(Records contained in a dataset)
----
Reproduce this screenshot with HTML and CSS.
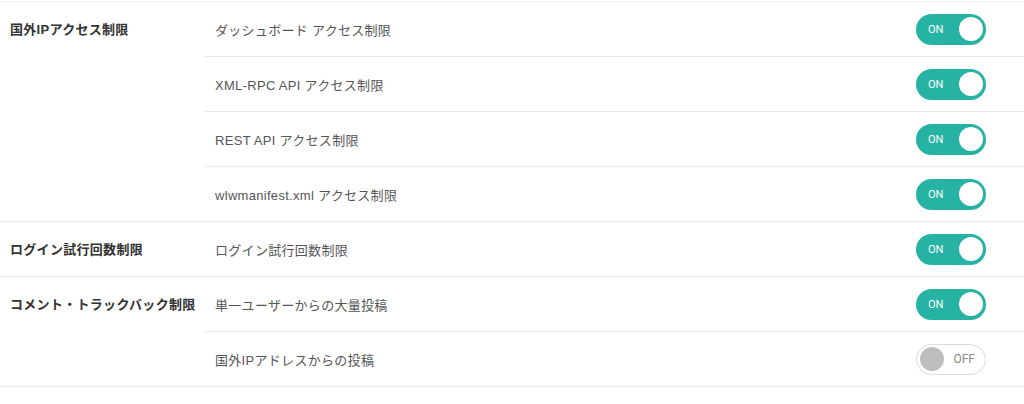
FILE: index.html
```
<!DOCTYPE html>
<html>
<head>
<meta charset="utf-8">
<link rel="stylesheet" href="styles.css">
</head>
<body>
    <div class="settings">
        <div class="group">
            <div class="group-label">国外IPアクセス制限</div>
            <div class="items">
                <div class="item"><span class="item-name">ダッシュボード アクセス制限</span><span class="toggle on"><span class="toggle-text">ON</span><span class="knob"></span></span></div>
                <div class="item"><span class="item-name">XML-RPC API アクセス制限</span><span class="toggle on"><span class="toggle-text">ON</span><span class="knob"></span></span></div>
                <div class="item"><span class="item-name">REST API アクセス制限</span><span class="toggle on"><span class="toggle-text">ON</span><span class="knob"></span></span></div>
                <div class="item"><span class="item-name">wlwmanifest.xml アクセス制限</span><span class="toggle on"><span class="toggle-text">ON</span><span class="knob"></span></span></div>
            </div>
        </div>
        <div class="group">
            <div class="group-label">ログイン試行回数制限</div>
            <div class="items">
                <div class="item"><span class="item-name">ログイン試行回数制限</span><span class="toggle on"><span class="toggle-text">ON</span><span class="knob"></span></span></div>
            </div>
        </div>
        <div class="group">
            <div class="group-label">コメント・トラックバック制限</div>
            <div class="items">
                <div class="item"><span class="item-name">単一ユーザーからの大量投稿</span><span class="toggle on"><span class="toggle-text">ON</span><span class="knob"></span></span></div>
                <div class="item"><span class="item-name">国外IPアドレスからの投稿</span><span class="toggle off"><span class="knob"></span><span class="toggle-text">OFF</span></span></div>
            </div>
        </div>
    </div>
</body>
</html>
```
FILE: styles.css
```
body {
    margin: 0;
    padding-top: 1px;
    background: #fff;
    font-family: "Liberation Sans", "Noto Sans CJK JP", sans-serif;
    font-size: 13px;
}
.settings {
    border-top: 1px solid #f0f0f0;
}
.group {
    display: grid;
    grid-template-columns: 204px 1fr;
    border-bottom: 1px solid #ebebeb;
}
.group-label {
    display: flex;
    align-items: center;
    padding-left: 10px;
    height: 53px;
    padding-bottom: 1px;
    font-weight: bold;
    letter-spacing: 0.3px;
    color: #333;
}
.item {
    display: flex;
    align-items: center;
    justify-content: space-between;
    height: 54px;
    padding: 0 38px 0 11px;
    color: #555;
}
.item-name {
    letter-spacing: 0.3px;
}
.item + .item {
    border-top: 1px solid #ebebeb;
}
.toggle {
    display: flex;
    align-items: center;
    justify-content: space-between;
    box-sizing: border-box;
    width: 70px;
    height: 31px;
    border-radius: 16px;
    font-family: Roboto, sans-serif;
}
.toggle.on {
    background: #27b3a4;
    color: #fff;
    font-size: 11px;
    padding: 0 3px 0 12px;
}
.toggle.off {
    background: #fff;
    border: 1px solid #dcdcdc;
    color: #888;
    font-size: 12px;
    padding: 0 10px 0 3px;
}
.knob {
    width: 24px;
    height: 24px;
    border-radius: 50%;
    background: #fff;
}
.toggle.off .knob {
    background: #bdbdbd;
}
```
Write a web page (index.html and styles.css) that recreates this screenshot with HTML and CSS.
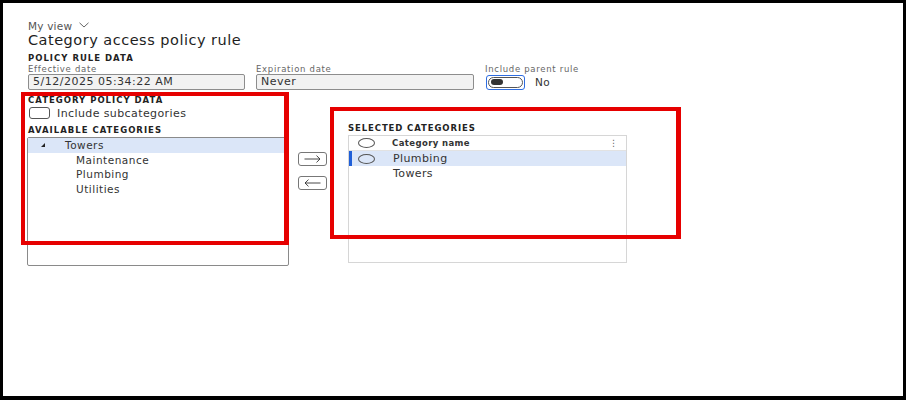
FILE: index.html
```html
<!DOCTYPE html>
<html lang="en">
<head>
  <meta charset="UTF-8">
  <title>Category access policy rule</title>
  <link rel="stylesheet" href="styles.css">
</head>
<body>
  <div class="frame">
    <div class="my-view">My view
      <svg class="chev" width="10" height="6" viewBox="0 0 10 6"><path d="M0.5 0.8 L5 5 L9.5 0.8" fill="none" stroke="#555" stroke-width="0.9"/></svg>
    </div>
    <h1 class="title">Category access policy rule</h1>

    <div class="section-label">POLICY RULE DATA</div>
    <div class="field-row">
      <div class="field">
        <div class="field-label">Effective date</div>
        <div class="input">5/12/2025 05:34:22 AM</div>
      </div>
      <div class="field">
        <div class="field-label">Expiration date</div>
        <div class="input">Never</div>
      </div>
      <div class="field">
        <div class="field-label">Include parent rule</div>
        <div class="toggle-row">
          <span class="toggle"><span class="knob"></span></span>
          <span class="toggle-text">No</span>
        </div>
      </div>
    </div>

    <div class="bottom">
      <!-- available -->
      <div class="col-left">
        <div class="section-label">CATEGORY POLICY DATA</div>
        <div class="check-row">
          <span class="checkbox"></span>
          <span>Include subcategories</span>
        </div>
        <div class="section-label avail">AVAILABLE CATEGORIES</div>
        <div class="tree">
          <div class="tree-row selected"><span class="caret"></span>Towers</div>
          <div class="tree-row child">Maintenance</div>
          <div class="tree-row child">Plumbing</div>
          <div class="tree-row child">Utilities</div>
        </div>
      </div>

      <!-- move buttons -->
      <div class="col-buttons">
        <button class="move-btn" title="Add">
          <svg width="17" height="8" viewBox="0 0 17 8"><path d="M0.5 4 H16 M12.5 0.6 L16 4 L12.5 7.4" fill="none" stroke="#333" stroke-width="0.9"/></svg>
        </button>
        <button class="move-btn" title="Remove">
          <svg width="17" height="8" viewBox="0 0 17 8"><path d="M16.5 4 H1 M4.5 0.6 L1 4 L4.5 7.4" fill="none" stroke="#333" stroke-width="0.9"/></svg>
        </button>
      </div>

      <!-- selected -->
      <div class="col-right">
        <div class="section-label">SELECTED CATEGORIES</div>
        <div class="grid">
          <div class="grid-row head">
            <span class="radio"></span>
            <span class="col-name">Category name</span>
            <span class="more">&#8942;</span>
          </div>
          <div class="grid-row active">
            <span class="radio"></span>
            <span class="cell">Plumbing</span>
          </div>
          <div class="grid-row">
            <span class="radio blank"></span>
            <span class="cell">Towers</span>
          </div>
        </div>
      </div>
    </div>

    <!-- annotation boxes -->
    <div class="mark mark-left"></div>
    <div class="mark mark-right"></div>
  </div>
</body>
</html>
```

FILE: styles.css
```css
body {
  margin: 0;
  background: #fff;
}

.frame {
  position: relative;
  width: 906px;
  height: 400px;
  box-sizing: border-box;
  border: 3px solid #000;
  border-bottom-width: 4px;
  padding: 17px 0 0 25px;
  font-family: "DejaVu Sans", sans-serif;
  color: #262626;
  overflow: hidden;
}

.my-view {
  font-size: 10.5px;
  line-height: 12px;
  color: #555;
  letter-spacing: 0.2px;
}

.chev {
  margin-left: 3px;
  vertical-align: 2px;
}

.title {
  margin: 0;
  font-size: 14.5px;
  line-height: 16px;
  font-weight: 400;
  letter-spacing: 0.5px;
  color: #1e1e1e;
}

.section-label {
  margin-top: 5px;
  font-size: 8.5px;
  line-height: 10px;
  font-weight: 700;
  letter-spacing: 1px;
  color: #222;
}

.field-row {
  display: flex;
  gap: 11px;
}

.field-label {
  margin-top: 2px;
  font-size: 8.5px;
  line-height: 9px;
  color: #666;
  letter-spacing: 0.7px;
}

.input {
  box-sizing: border-box;
  width: 217px;
  height: 16px;
  border: 1px solid #8d8d8d;
  border-radius: 2px;
  background: #f2f2f2;
  padding-left: 4px;
  font-size: 11px;
  line-height: 14px;
  letter-spacing: 0.5px;
  color: #333;
}

.field:nth-child(2) .input {
  width: 218px;
}

.toggle-row {
  display: flex;
  align-items: center;
  height: 16px;
  margin-left: 1px;
}

.toggle {
  box-sizing: border-box;
  width: 39px;
  height: 15px;
  border: 1.5px solid #2f6de0;
  border-radius: 3px;
  padding: 1px;
  display: flex;
}

.knob {
  display: block;
  flex: 1;
  border: 1px solid #555;
  border-radius: 6px;
  position: relative;
}

.knob::after {
  content: "";
  position: absolute;
  left: 2px;
  top: 1.5px;
  width: 12px;
  height: 6px;
  border-radius: 4px;
  background: #333;
}

.toggle-text {
  margin-left: 10px;
  font-size: 10.5px;
  letter-spacing: 0.4px;
  color: #333;
}

.bottom {
  display: flex;
  align-items: flex-start;
}

.col-left {
  width: 262px;
  padding-top: 5px;
}

.col-left .section-label {
  margin-top: 0;
}

.check-row {
  display: flex;
  align-items: center;
  gap: 7px;
  margin-top: 2px;
  margin-left: 1px;
  height: 12px;
  font-size: 11px;
  letter-spacing: 0.4px;
  color: #333;
}

.checkbox {
  box-sizing: border-box;
  width: 21px;
  height: 12px;
  border: 1px solid #555;
  border-radius: 3px;
}

.col-left .avail {
  margin-top: 6px;
}

.tree {
  box-sizing: border-box;
  margin: 2px 0 0 -1px;
  width: 262px;
  height: 129px;
  border: 1px solid #8a8a8a;
  border-radius: 2px;
}

.tree-row {
  height: 14.5px;
  line-height: 15px;
  font-size: 10.5px;
  letter-spacing: 0.5px;
  color: #333;
}

.tree-row.selected {
  background: #dbe6f8;
  padding-left: 37px;
  position: relative;
}

.caret {
  position: absolute;
  left: 13px;
  top: 5px;
  width: 0;
  height: 0;
  border-left: 4px solid transparent;
  border-bottom: 4px solid #222;
}

.tree-row.child {
  padding-left: 48px;
}

.col-buttons {
  display: flex;
  flex-direction: column;
  gap: 10px;
  margin: 62px 0 0 8px;
}

.move-btn {
  box-sizing: border-box;
  width: 29px;
  height: 14px;
  padding: 0;
  border: 1px solid #777;
  border-radius: 3px;
  background: #fff;
  display: flex;
  align-items: center;
  justify-content: center;
}

.col-right {
  margin: 33px 0 0 21px;
}

.col-right .section-label {
  margin-top: 0;
  letter-spacing: 0.9px;
}

.grid {
  box-sizing: border-box;
  margin-top: 2px;
  width: 279px;
  height: 128px;
  border: 1px solid #d6d6d6;
}

.grid-row {
  display: flex;
  align-items: center;
  height: 15px;
  position: relative;
}

.grid-row.head {
  height: 14px;
  border-bottom: 1px solid #e2e2e2;
}

.grid-row.active {
  background: #dbe6f8;
}

.grid-row.active::before {
  content: "";
  position: absolute;
  left: 0;
  top: 0;
  bottom: 0;
  width: 3px;
  background: #1f5fd8;
}

.radio {
  box-sizing: border-box;
  width: 17px;
  height: 10px;
  margin-left: 9px;
  border: 1px solid #555;
  border-radius: 50%;
}

.radio.blank {
  visibility: hidden;
}

.col-name {
  margin-left: 17px;
  font-size: 8.5px;
  font-weight: 700;
  letter-spacing: 0.4px;
  color: #333;
}

.more {
  margin-left: auto;
  margin-right: 8px;
  font-size: 9px;
  color: #666;
}

.cell {
  margin-left: 18px;
  font-size: 11px;
  letter-spacing: 0.4px;
  color: #333;
}

.mark {
  position: absolute;
  box-sizing: border-box;
  border: 4px solid #e60000;
  border-right-width: 5px;
}

.mark-left {
  left: 18px;
  top: 89px;
  width: 268px;
  height: 153px;
}

.mark-right {
  left: 327px;
  top: 104px;
  width: 351px;
  height: 132px;
}
```
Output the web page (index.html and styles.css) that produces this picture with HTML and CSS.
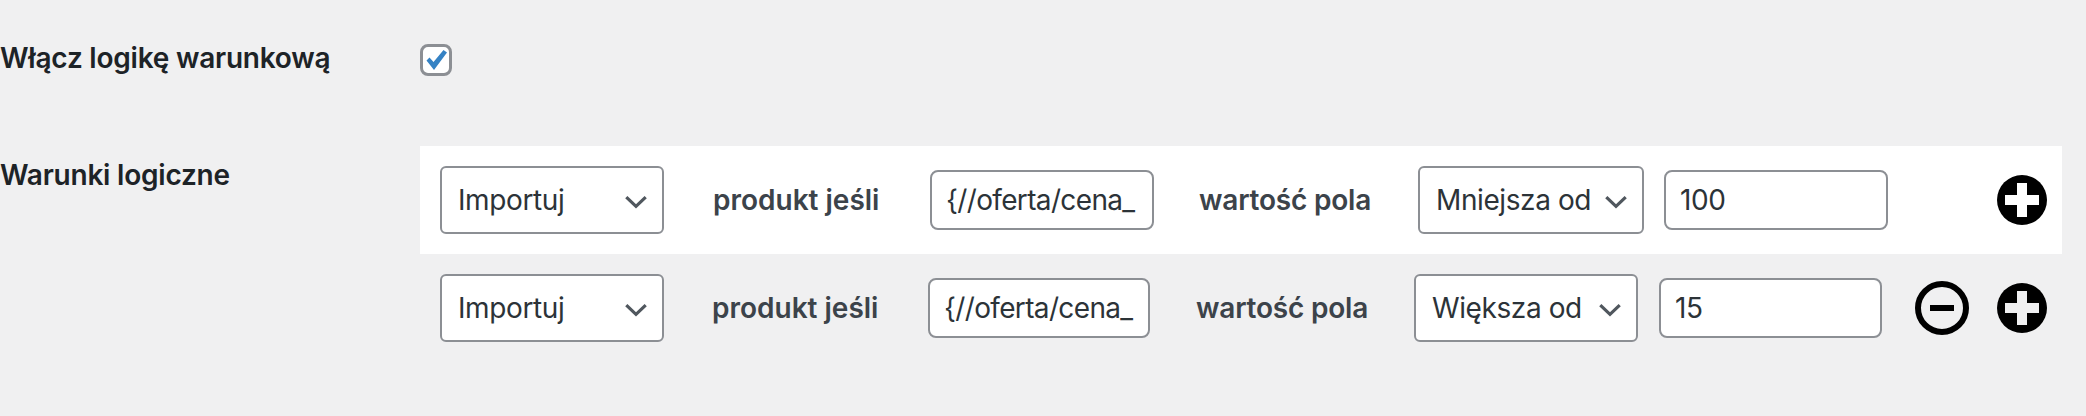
FILE: index.html
```html
<!DOCTYPE html>
<html lang="pl">
<head>
<meta charset="utf-8">
<title>Warunki logiczne</title>
<link rel="stylesheet" href="styles.css">
</head>
<body>
<div class="setting setting-enable">
  <div class="setting-label">Włącz logikę warunkową</div>
  <div class="checkbox">
    <svg viewBox="0 0 32 32" width="32" height="32"><path d="M6.5 16.5 L9.5 13.5 L13.5 18 L23.5 6 L27 8.5 L14 26 Z" fill="#3582c4"/></svg>
  </div>
</div>
<div class="setting">
  <div class="setting-label">Warunki logiczne</div>
  <div class="rules">
    <div class="rule rule-first">
      <div class="select select-action"><select><option>Importuj</option></select><svg class="chevron" viewBox="0 0 22 13"><path d="M2 2 L11 10.5 L20 2" fill="none" stroke="#50575e" stroke-width="3"/></svg></div>
      <span class="word word-product">produkt jeśli</span>
      <input class="field field-path" type="text" value="{//oferta/cena_">
      <span class="word word-value">wartość pola</span>
      <div class="select select-op"><select><option>Mniejsza od</option></select><svg class="chevron" viewBox="0 0 22 13"><path d="M2 2 L11 10.5 L20 2" fill="none" stroke="#50575e" stroke-width="3"/></svg></div>
      <input class="field field-num" type="text" value="100">
      <div class="actions">
        <svg class="plus" viewBox="0 0 50 50"><circle cx="25" cy="25" r="25"/><path d="M20 8 H30 V20 H42 V30 H30 V42 H20 V30 H8 V20 H20 Z" fill="#fff"/></svg>
      </div>
    </div>
    <div class="rule rule-second">
      <div class="select select-action"><select><option>Importuj</option></select><svg class="chevron" viewBox="0 0 22 13"><path d="M2 2 L11 10.5 L20 2" fill="none" stroke="#50575e" stroke-width="3"/></svg></div>
      <span class="word word-product">produkt jeśli</span>
      <input class="field field-path" type="text" value="{//oferta/cena_">
      <span class="word word-value">wartość pola</span>
      <div class="select select-op"><select><option>Większa od</option></select><svg class="chevron" viewBox="0 0 22 13"><path d="M2 2 L11 10.5 L20 2" fill="none" stroke="#50575e" stroke-width="3"/></svg></div>
      <input class="field field-num" type="text" value="15">
      <div class="actions">
        <svg class="minus" viewBox="0 0 54 54"><circle cx="27" cy="27" r="24" fill="none" stroke="#000" stroke-width="6"/><rect x="15" y="24" width="24" height="6"/></svg>
        <svg class="plus" viewBox="0 0 50 50"><circle cx="25" cy="25" r="25"/><path d="M20 8 H30 V20 H42 V30 H30 V42 H20 V30 H8 V20 H20 Z" fill="#f0f0f1"/></svg>
      </div>
    </div>
  </div>
</div>
</body>
</html>
```
FILE: styles.css
```css
* { box-sizing: border-box; }
html, body { margin: 0; }
body {
  width: 2086px;
  height: 416px;
  overflow: hidden;
  background: #f0f0f1;
  color: #1d2327;
  font-family: Inter, "Liberation Sans", sans-serif;
  font-size: 28px;
}
.setting { display: flex; align-items: flex-start; }
.setting-enable { padding-top: 44px; height: 146px; }
.setting-label {
  width: 420px;
  flex: none;
  font-weight: 600;
  line-height: 34px;
  letter-spacing: -0.22px;
}
.rules { width: 1642px; }
.setting:last-child > .setting-label { padding-top: 12px; }
.setting-enable .setting-label { margin-top: -3px; }
.checkbox {
  width: 32px;
  height: 32px;
  background: #fff;
  border: 3px solid #8c8f94;
  border-radius: 8px;
  display: flex;
  align-items: center;
  justify-content: center;
}
.checkbox svg { flex: none; }
.rule {
  display: flex;
  align-items: center;
  height: 108px;
  padding-left: 20px;
  color: #3c434a;
}
.rule-first { background: #fff; }
.select { position: relative; flex: none; height: 68px; }
.select select {
  appearance: none;
  display: block;
  width: 100%;
  height: 100%;
  padding: 0 0 0 16px;
  background: #fff;
  border: 2px solid #8c8f94;
  border-radius: 6px;
  color: #2c3338;
  font: 400 28px Inter, "Liberation Sans", sans-serif;
  letter-spacing: -0.4px;
}
.chevron {
  position: absolute;
  right: 16px;
  top: 29px;
  width: 24px;
  height: 14px;
}
.select-action { width: 224px; }
.select-op { width: 226px; }
.rule-second .select-op { width: 224px; }
.field {
  flex: none;
  height: 60px;
  padding: 0 0 0 14px;
  background: #fff;
  border: 2px solid #8c8f94;
  border-radius: 8px;
  color: #2c3338;
  font: 400 28px Inter, "Liberation Sans", sans-serif;
  letter-spacing: -0.4px;
}
.field-path { width: 224px; letter-spacing: -0.65px; }
.rule-second .field-path { width: 222px; }
.field-num { width: 224px; margin-left: 20px; }
.rule-second .field-num { width: 223px; margin-left: 21px; }
.word { flex: none; font-weight: 600; }
.word-product { width: 217px; margin-left: 49px; }
.word-value { width: 219px; margin-left: 45px; letter-spacing: -0.2px; }
.rule-second .word-product { width: 216px; margin-left: 48px; }
.rule-second .word-value { width: 218px; margin-left: 46px; }
.actions {
  margin-left: auto;
  margin-right: 15px;
  display: flex;
  align-items: center;
  gap: 28px;
}
.plus { width: 50px; height: 50px; display: block; }
.minus { width: 54px; height: 54px; display: block; }
```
----
Set task: Pick out each line in the material containing "that".

Solution:
Write a web page (index.html and styles.css) that recreates this screenshot with HTML and CSS.
Output the web page (index.html and styles.css) that produces this picture with HTML and CSS.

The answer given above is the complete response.